Inverse Problems and Index Formulae for Dirac Operators

Yaroslav Kurylev, Matti Lassas

Published 2005-01-04, updated 2006-10-23Version 2

We consider a Dirac-type operator $D_P$ on a vector bundle $V$ over a compact Riemannian manifold $(M,g)$ with a nonempty boundary. The operator $D_P$ is specified by a boundary condition $P(u|_{\p M})=0$ where $P$ is a projector which may be a non-local, i.e. a pseudodifferential operator.

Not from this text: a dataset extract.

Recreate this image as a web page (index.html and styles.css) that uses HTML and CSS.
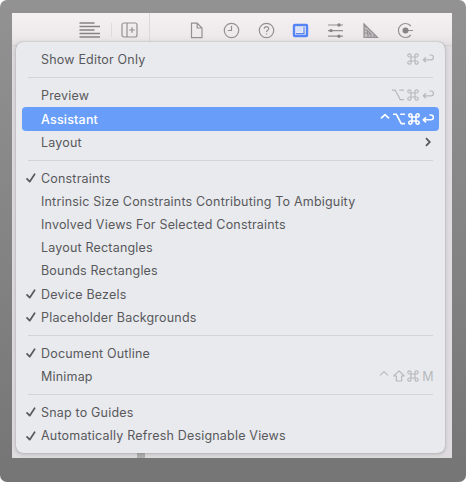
FILE: index.html
```html
<!DOCTYPE html>
<html lang="en">
<head>
<meta charset="utf-8">
<title>Editor options</title>
<link rel="stylesheet" href="styles.css">
</head>
<body>
<svg class="defs" width="0" height="0" aria-hidden="true">
  <symbol id="check" viewBox="0 0 10 10"><path d="M1 5.8 3.7 8.7 8.6 1.2" fill="none" stroke="currentColor" stroke-width="1.7" stroke-linecap="round" stroke-linejoin="round"/></symbol>
  <symbol id="cmd" viewBox="0 0 12 12"><path d="M4 4H8V8H4ZM4 4H2.6A1.6 1.6 0 1 1 4 2.4ZM8 4V2.4A1.6 1.6 0 1 1 9.4 4ZM8 8H9.4A1.6 1.6 0 1 1 8 9.6ZM4 8V9.6A1.6 1.6 0 1 1 2.6 8Z"/></symbol>
  <symbol id="ret" viewBox="0 0 12 12"><path d="M7.5 2H9A2.3 2.3 0 0 1 9 6.8H1.5M4 4.3 1.3 6.8 4 9.3"/></symbol>
  <symbol id="opt" viewBox="0 0 14 12"><path d="M1 1.2H4.3L9.2 10.6H13M8.3 1.2H13"/></symbol>
  <symbol id="ctrl" viewBox="0 0 10 12"><path d="M1 5.4 5 1.6 9 5.4"/></symbol>
  <symbol id="shift" viewBox="0 0 12 12"><path d="M6 .8 11.2 6H8.6V11H3.4V6H.8Z"/></symbol>
</svg>
<div class="frame">
  <div class="window">
    <header class="toolbar">
      <div class="tools-left">
        <svg class="lines" width="22" height="18" viewBox="0 0 22 18"><path d="M.5 2H15.5M.5 5.5H21M.5 9H15.5M.5 12.5H21M.5 16H21"/></svg>
        <i class="divider"></i>
        <svg width="17" height="16" viewBox="0 0 17 16"><rect x="1" y="1" width="15" height="14" rx="2"/><path d="M6 1V15M8.2 8H13.8M11 5.2V10.8"/></svg>
      </div>
      <div class="tools-right">
        <svg width="17" height="17" viewBox="0 0 17 17"><path d="M3.5 1.2H9.2L14 6V15.7H3.5ZM9.2 1.2V6H14"/></svg>
        <svg width="17" height="17" viewBox="0 0 17 17"><circle cx="8.5" cy="8.5" r="7.2"/><path d="M8.5 3.8V8.5H4.8"/></svg>
        <svg width="17" height="17" viewBox="0 0 17 17"><circle cx="8.5" cy="8.5" r="7.2"/><path d="M6.3 6.8C6.3 4 10.7 4 10.7 6.7 10.7 8.2 8.5 8.2 8.5 9.9M8.5 11.4V12.4"/></svg>
        <svg class="active" width="17" height="17" viewBox="0 0 17 17"><rect x="2" y="3" width="13" height="11" rx=".8" stroke-width="2.4"/><rect class="solid" x="4.2" y="5.2" width="5.8" height="4.6"/><path d="M12 5V11.6H4"/></svg>
        <svg width="17" height="17" viewBox="0 0 17 17"><path d="M1 3H16M1 8.6H16M1 14.2H16"/><g class="solid"><circle cx="12" cy="3" r="1.7"/><circle cx="4" cy="8.6" r="1.7"/><circle cx="12" cy="14.2" r="1.7"/></g></svg>
        <svg class="square" width="17" height="17" viewBox="0 0 17 17"><path d="M2 2 15.5 15.5H2ZM5.4 8.8V12.2H8.8ZM2.5 5H4.5M2.5 8H4.5M2.5 11H4.5M6 15V13M9 15V13M12 15V13"/></svg>
        <svg width="17" height="17" viewBox="0 0 17 17"><path d="M13.8 4A7 7 0 1 0 13.8 13M8.5 8.5H16"/><circle class="solid" cx="8.5" cy="8.5" r="3"/></svg>
      </div>
    </header>
    <div class="canvas"><i class="handle"></i></div>
  </div>
  <nav class="menu">
    <div class="item"><span class="mark"></span><span class="label">Show Editor Only</span><span class="keys"><svg class="k"><use href="#cmd"/></svg><svg class="k"><use href="#ret"/></svg></span></div>
    <hr>
    <div class="item"><span class="mark"></span><span class="label">Preview</span><span class="keys"><svg class="k wide"><use href="#opt"/></svg><svg class="k"><use href="#cmd"/></svg><svg class="k"><use href="#ret"/></svg></span></div>
    <div class="item selected"><span class="mark"></span><span class="label">Assistant</span><span class="keys"><svg class="k narrow"><use href="#ctrl"/></svg><svg class="k wide"><use href="#opt"/></svg><svg class="k"><use href="#cmd"/></svg><svg class="k"><use href="#ret"/></svg></span></div>
    <div class="item"><span class="mark"></span><span class="label">Layout</span><svg class="chevron" width="6" height="10" viewBox="0 0 6 10"><path d="M1 1.2 4.8 5 1 8.8"/></svg></div>
    <hr>
    <div class="item"><span class="mark"><svg><use href="#check"/></svg></span><span class="label">Constraints</span></div>
    <div class="item"><span class="mark"></span><span class="label">Intrinsic Size Constraints Contributing To Ambiguity</span></div>
    <div class="item"><span class="mark"></span><span class="label">Involved Views For Selected Constraints</span></div>
    <div class="item"><span class="mark"></span><span class="label">Layout Rectangles</span></div>
    <div class="item"><span class="mark"></span><span class="label">Bounds Rectangles</span></div>
    <div class="item"><span class="mark"><svg><use href="#check"/></svg></span><span class="label">Device Bezels</span></div>
    <div class="item"><span class="mark"><svg><use href="#check"/></svg></span><span class="label">Placeholder Backgrounds</span></div>
    <hr>
    <div class="item"><span class="mark"><svg><use href="#check"/></svg></span><span class="label">Document Outline</span></div>
    <div class="item"><span class="mark"></span><span class="label">Minimap</span><span class="keys"><svg class="k narrow"><use href="#ctrl"/></svg><svg class="k shift"><use href="#shift"/></svg><svg class="k"><use href="#cmd"/></svg><span class="letter">M</span></span></div>
    <hr>
    <div class="item"><span class="mark"><svg><use href="#check"/></svg></span><span class="label">Snap to Guides</span></div>
    <div class="item"><span class="mark"><svg><use href="#check"/></svg></span><span class="label">Automatically Refresh Designable Views</span></div>
  </nav>
</div>
</body>
</html>
```

FILE: styles.css
```css
* { box-sizing: border-box; }
body { margin: 0; background: #fff; font-family: Inter, "Liberation Sans", sans-serif; }
.defs { position: absolute; }
.frame {
  position: relative;
  width: 466px;
  height: 482px;
  padding: 13px 14px 24px 12px;
  border-radius: 7px;
  background: linear-gradient(#929292, #757575);
}
.window { display: flex; flex-direction: column; height: 445px; background: #dedcde; }
.toolbar {
  display: flex;
  height: 33px;
  flex: none;
  background: linear-gradient(#f5f1f2, #eeeaec 70%, #e2dfe2);
  border-bottom: 1px solid #d3d0d2;
}
.toolbar svg { fill: none; stroke: #929092; stroke-width: 1.2; flex: none; }
.toolbar .solid { fill: #858385; stroke: none; }
.toolbar .active { stroke: #5484f6; }
.toolbar .active .solid { fill: #d5dffa; }
.toolbar .square { fill: #c4c1c3; }
.tools-left {
  display: flex;
  align-items: center;
  width: 138px;
  height: 34px;
  padding-left: 67px;
  border-right: 1px solid #dcd8da;
}
.toolbar .lines { stroke: #858385; stroke-width: 1.3; }
.divider { width: 1px; height: 14px; margin: 0 9px 0 10px; background: #dedadd; }
.tools-right { display: flex; align-items: center; gap: 17.8px; height: 34px; padding-left: 38px; }
.canvas { display: flex; flex: 1; align-items: flex-end; padding-left: 125px; }
.handle { width: 8px; height: 5px; background: #b0afb1; }
.menu {
  position: absolute;
  left: 16px;
  top: 42px;
  width: 429px;
  height: 411px;
  padding: 6.3px 6px 0;
  border-radius: 7px;
  background: #e8eaee;
  box-shadow: 0 0 1px rgba(0,0,0,.35), 0 1px 4px rgba(0,0,0,.18);
}
.item {
  display: flex;
  align-items: center;
  height: 23.2px;
  padding: 0 5px 0 4px;
  color: #59595c;
  font-size: 12.5px;
  letter-spacing: .19px;
  line-height: 23px;
  white-space: nowrap;
}
.mark { display: flex; width: 15px; flex: none; }
.mark svg { width: 10px; height: 10px; }
.label { flex: 1; }
.selected { background: #689efa; border-radius: 4px; color: #fff; font-weight: 500; }
.keys { display: flex; align-items: center; gap: 2.7px; padding-bottom: 1px; color: #b7b9bd; }
.k { width: 12px; height: 12px; fill: none; stroke: currentColor; stroke-width: 1.2; stroke-linejoin: round; }
.wide { width: 14px; }
.narrow { width: 10px; }
.shift { margin-left: 1px; }
.selected .keys { gap: 2px; color: #fff; }
.selected .k { stroke-width: 1.6; }
.letter { width: 12px; padding-top: 1px; text-align: center; letter-spacing: 0; }
.chevron { margin-right: 3px; fill: none; stroke: #59595c; stroke-width: 1.8; }
hr { height: 1px; margin: 5.9px 6px; border: 0; background: #d2d4d8; }
```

We assume the existence of a chirality operator which decomposes $L^2(M, V)$ into two orthogonal subspaces $X_+ \oplus X_-$. Under certain conditions, the operator $D_P$ restricted to $X_+$ and $ X_-$ defines a pair of Fredholm operators which maps $X_+\to X_-$ and $X_-\to X_+$ correspondingly, giving rise to a superstructure on $V$. In this paper we consider the questions of determining the index of $D_P$ and the reconstruction of $(M, g), V$ and $D_P$ from the boundary data on $\p M$. The data used is either the Cauchy data, i.e. the restrictions to $\p M \times \R_+$ of the solutions to the hyperbolic Dirac equation, or the boundary spectral data, i.e. the set of the eigenvalues and the boundary values of the eigenfunctions of $D_P$. We obtain formulae for the index and prove uniqueness results for the inverse boundary value problems. We apply the obtained results to the classical Dirac-type operator in $M\times \C^4$, $M \subset \R^3$.